If you are among the many people invited to a “broker breakfast” with Mo Moss on Tuesday, we urge you to skip it.
It’s not that convicted felons have nothing to say about list selection—quite the contrary. But a reliable source has told us that all Mo plans to do at the breakfast is plug a useless—and probably illegal—membership list.
It all started a couple of years ago when Mo called to say that he had bought a call center outside of Scranton, PA. Normally, we are not interested in news about Mo unless it is comes from a public official—i.e., an attorney general or a bankruptcy judge—but it was a slow news day and so we ran the story.
Then one day, after many pleading phone calls from Mo, we found ourselves visiting the dreary place. Dozens of women dressed in overalls were selling a bottled water called Hackensack Gold, the supply of which Mo had cornered.
“Sell!” Mo exhorted as he walked along the aisles. “Sell water, girls!”

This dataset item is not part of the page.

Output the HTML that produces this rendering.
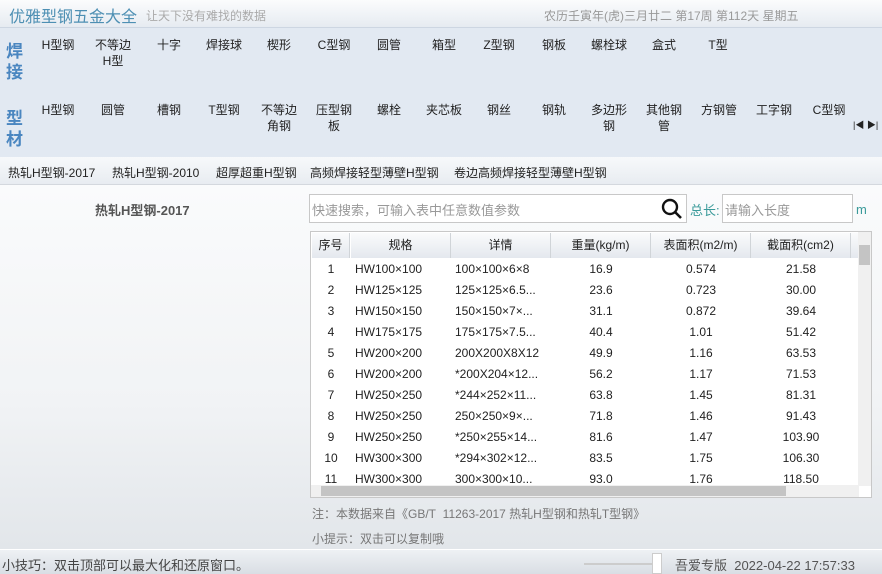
<!DOCTYPE html>
<html><head><meta charset="utf-8"><style>
*{margin:0;padding:0;box-sizing:border-box}
body{width:882px;height:574px;overflow:hidden;font-family:"Liberation Sans","Noto Sans CJK SC",sans-serif;font-size:12px;color:#222;position:relative;background:#eef1f4}
.title{position:absolute;left:0;top:0;width:882px;height:28px;background:linear-gradient(#fbfcfd,#e6ebf1);border-bottom:1px solid #cdd6e2}
.title .a{position:absolute;left:9px;top:3px;font-size:16px;color:#4d8fb3}
.title .b{position:absolute;left:146px;top:7px;font-size:12px;color:#aaa}
.title .c{position:absolute;left:544px;top:7px;font-size:12px;color:#999}
.nav{position:absolute;left:0;top:28px;width:882px;height:129px;background:#e2e9f2}
.cat{position:absolute;left:6px;width:20px;font-size:17px;font-weight:bold;color:#4a86c0;line-height:21px}
.it{position:absolute;width:54px;text-align:center;font-size:12px;line-height:16px;color:#222}
.tabs{position:absolute;left:0;top:157px;width:882px;height:28px;background:linear-gradient(#f7f9fb,#e8ecf1);border-bottom:1px solid #d4d8de}
.tabs span{position:absolute;top:7px;font-size:12px}
.main{position:absolute;left:0;top:185px;width:882px;height:364px;background:linear-gradient(#fafbfc,#f1f3f5 60%,#e2e6ea)}
.h{position:absolute;left:95px;top:15px;font-size:13px;font-weight:bold;color:#555}
.search{position:absolute;left:309px;top:9px;width:378px;height:29px;border:1px solid #c8c8c8;background:#fff;color:#999;font-size:13px;padding:5px 0 0 2px}
.len{position:absolute;left:722px;top:9px;width:131px;height:29px;border:1px solid #c8c8c8;background:#fff;color:#999;font-size:13px;padding:5px 0 0 2px}
.tbl{position:absolute;left:310px;top:231px;width:562px;height:267px;border:1px solid #c8c8c8;background:#fff;overflow:hidden}
.hd{position:absolute;top:1px;height:25px;background:linear-gradient(#fafbfc,#e4e8ee);border-right:1px solid #d0d4d8;text-align:center;line-height:25px;font-size:12px}
.r{position:absolute;left:0;height:21px;width:548px;font-size:12px;line-height:21px}
.r span{position:absolute;top:0}
.vs{position:absolute;right:0;top:0;width:13px;height:254px;background:#f0f0f0}
.hs{position:absolute;left:0;bottom:0;width:548px;height:12px;background:#f0f0f0}
.note{position:absolute;left:312px;font-size:12px;color:#777}
.status{position:absolute;left:0;top:549px;width:882px;height:25px;background:linear-gradient(#eef1f4,#d9dee4);border-top:1px solid #fff}
</style></head><body>
<div class="title"><span class="a">优雅型钢五金大全</span><span class="b">让天下没有难找的数据</span><span class="c">农历壬寅年(虎)三月廿二 第17周 第112天 星期五</span></div>
<div class="nav">
<div class="cat" style="top:13px">焊<br>接</div>
<div class="cat" style="top:80px">型<br>材</div>
<div class="it" style="left:31px;top:9px">H型钢</div>
<div class="it" style="left:86px;top:9px">不等边<br>H型</div>
<div class="it" style="left:142px;top:9px">十字</div>
<div class="it" style="left:197px;top:9px">焊接球</div>
<div class="it" style="left:252px;top:9px">楔形</div>
<div class="it" style="left:307px;top:9px">C型钢</div>
<div class="it" style="left:362px;top:9px">圆管</div>
<div class="it" style="left:417px;top:9px">箱型</div>
<div class="it" style="left:472px;top:9px">Z型钢</div>
<div class="it" style="left:527px;top:9px">钢板</div>
<div class="it" style="left:582px;top:9px">螺栓球</div>
<div class="it" style="left:637px;top:9px">盒式</div>
<div class="it" style="left:691px;top:9px">T型</div>
<div class="it" style="left:31px;top:74px">H型钢</div>
<div class="it" style="left:86px;top:74px">圆管</div>
<div class="it" style="left:142px;top:74px">槽钢</div>
<div class="it" style="left:197px;top:74px">T型钢</div>
<div class="it" style="left:252px;top:74px">不等边<br>角钢</div>
<div class="it" style="left:307px;top:74px">压型钢<br>板</div>
<div class="it" style="left:362px;top:74px">螺栓</div>
<div class="it" style="left:417px;top:74px">夹芯板</div>
<div class="it" style="left:472px;top:74px">钢丝</div>
<div class="it" style="left:527px;top:74px">钢轨</div>
<div class="it" style="left:582px;top:74px">多边形<br>钢</div>
<div class="it" style="left:637px;top:74px">其他钢<br>管</div>
<div class="it" style="left:692px;top:74px">方钢管</div>
<div class="it" style="left:747px;top:74px">工字钢</div>
<div class="it" style="left:802px;top:74px">C型钢</div>
<div style="position:absolute;left:853px;top:91px;font-size:9px;line-height:12px">|◀ ▶|</div>
</div>
<div class="tabs"><span style="left:8px">热轧H型钢-2017</span><span style="left:112px">热轧H型钢-2010</span><span style="left:216px">超厚超重H型钢</span><span style="left:310px">高频焊接轻型薄壁H型钢</span><span style="left:454px">卷边高频焊接轻型薄壁H型钢</span></div>
<div class="main">
<div class="h">热轧H型钢-2017</div>
<div class="search">快速搜索，可输入表中任意数值参数
<svg style="position:absolute;right:2px;top:2px" width="24" height="24" viewBox="0 0 24 24"><circle cx="10" cy="10" r="7" fill="none" stroke="#111" stroke-width="2.4"/><line x1="15" y1="15" x2="21" y2="21" stroke="#111" stroke-width="2.6"/></svg></div>
<div style="position:absolute;left:690px;top:15px;font-size:13px;color:#3a9a9a">总长:</div>
<div class="len">请输入长度</div>
<div style="position:absolute;left:856px;top:17px;font-size:13px;color:#3a9a9a">m</div>
</div>
<div class="tbl">
<div class="hd" style="left:1px;width:38px">序号</div>
<div class="hd" style="left:40px;width:100px">规格</div>
<div class="hd" style="left:140px;width:100px">详情</div>
<div class="hd" style="left:240px;width:100px">重量(kg/m)</div>
<div class="hd" style="left:340px;width:100px">表面积(m2/m)</div>
<div class="hd" style="left:440px;width:100px">截面积(cm2)</div>
<div class="hd" style="left:540px;width:8px"></div>
<div id="rows"></div>
<div class="vs"><div style="position:absolute;left:1px;top:13px;width:11px;height:20px;background:#c4c4c4"></div></div>
<div class="hs"><div style="position:absolute;left:10px;top:1px;width:465px;height:10px;background:#c4c4c4"></div></div>
</div>
<div class="note" style="top:505px">注：本数据来自《GB/T&nbsp; 11263-2017 热轧H型钢和热轧T型钢》</div>
<div class="note" style="top:530px">小提示：双击可以复制哦</div>
<div class="status">
<span style="position:absolute;left:2px;top:5px;font-size:13px;color:#444">小技巧：双击顶部可以最大化和还原窗口。</span>
<div style="position:absolute;left:584px;top:13px;width:70px;height:2px;background:#ccc"></div>
<div style="position:absolute;left:652px;top:3px;width:10px;height:21px;background:#fff;border:1px solid #ccc"></div>
<span style="position:absolute;left:675px;top:5px;font-size:13px;color:#555">吾爱专版&nbsp; 2022-04-22 17:57:33</span>
</div>
<script>
var d=[["1","HW100×100","100×100×6×8","16.9","0.574","21.58"],["2","HW125×125","125×125×6.5...","23.6","0.723","30.00"],["3","HW150×150","150×150×7×...","31.1","0.872","39.64"],["4","HW175×175","175×175×7.5...","40.4","1.01","51.42"],["5","HW200×200","200X200X8X12","49.9","1.16","63.53"],["6","HW200×200","*200X204×12...","56.2","1.17","71.53"],["7","HW250×250","*244×252×11...","63.8","1.45","81.31"],["8","HW250×250","250×250×9×...","71.8","1.46","91.43"],["9","HW250×250","*250×255×14...","81.6","1.47","103.90"],["10","HW300×300","*294×302×12...","83.5","1.75","106.30"],["11","HW300×300","300×300×10...","93.0","1.76","118.50"]];
var h="";d.forEach(function(r,i){h+='<div class="r" style="top:'+(27+i*21)+'px"><span style="left:0;width:40px;text-align:center">'+r[0]+'</span><span style="left:44px">'+r[1]+'</span><span style="left:144px">'+r[2]+'</span><span style="left:240px;width:100px;text-align:center">'+r[3]+'</span><span style="left:340px;width:100px;text-align:center">'+r[4]+'</span><span style="left:440px;width:100px;text-align:center">'+r[5]+'</span></div>'});
document.getElementById("rows").innerHTML=h;
</script>
</body></html>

When Mo’s antiquated dialing system got someone on the phone, the telerep would ask, “Would you be interested in a free sample of America’s healthiest spring water?”
Some people were. The caller just needed a little information—age, occupation and credit card number. There was a $2 processing charge for the free sample.
The problem was that anyone who even remained awake during the call found themselves enrolled in a lifetime membership in the “Water for Life” club. There was a $75 sign-up fee plus $100 a month for the service, all debited automatically. Then they started getting billed for ancillary products like paper cups.
But it all fell apart pretty quickly, as is usually the case with Mo. First, the few people who actually wanted the water noticed that it took months to arrive, and Mo was slapped with violations of the FTC 30-day rule. Then a doctor who received a bottle found that it contained large traces of industrial sediment, which may have accounted for its rusty color. (They didn’t call it Hackensack Gold for nothing.)
The total fines by the time Mo got done with the FTC, the FDA and about 24 AG’s? About $6.9 million, which Mo avoided paying by filing Chapter 7.